Sascha and The Butch, the musical duo that play in the Palace Beer Garden, have real life models, though to the best of my knowledge those models have never actually performed together. There was the possibility of a Herston-Sascha-Boris The Backdooring Bastard tussle for Bernelle's affections that was shelved so that Boris could host a sea-borne party (because someone needed to).

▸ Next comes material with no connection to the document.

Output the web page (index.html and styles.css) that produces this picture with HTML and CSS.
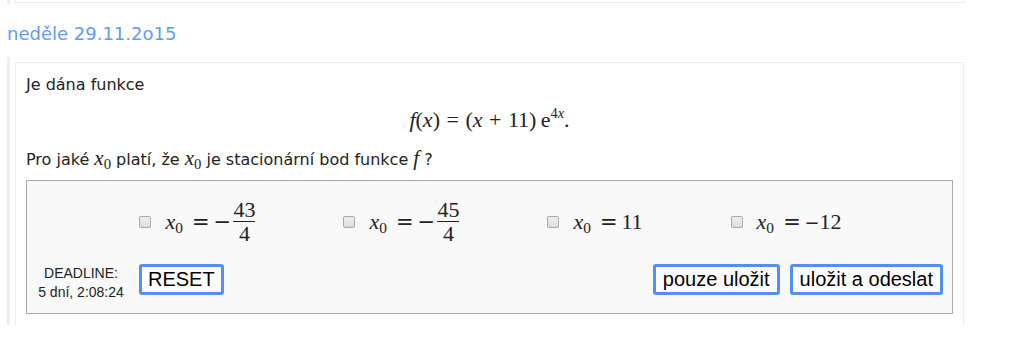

Speaking of Boris the Backdooring Bastard, his original inclusion was meant to add a degree of three-way intrigue to the musical beds side of things, and the inspiration for the original version was a character from the MASH Goes To books, a Russian opera singer named Boris Alexandrovitch Korsky-Rimsakov, a backdooring bastard without nonpareil. I envisaged an imposing bearded figure with a rich baritone and an unctuous manner that would almost cause women's underwear to slide themselves down, and was more than slightly bemused when an acquaintance claimed the character was based on him. He did not appear to have any difficulty with that, so the character changed slightly to fit that supposition. Of course, I realize that he's probably changed his mind over the intervening period and I'll have to change them back, at which stage he'll probably disappear completely, and be replaced by someone entirely different
Readers may well have suspicions about the identities of Olga and Bernelle, and I can categorically state that there aren't any, at least not in a mother and daughter combination. You could possibly find the prototype for Bernelle in a couple of blonde students in Hughesy's classes over the years but if you're looking for my actual model I'd point the reader towards a Jean Kitson character from the mid-eighties The Big Gig (if anyone remembers Candida) who has sort of morphed into someone with a strong physical resemblance to, say, Lara Bingle. If there are any ex-students who now resemble that amalgam I'd like to have met them, say, about twelve years ago.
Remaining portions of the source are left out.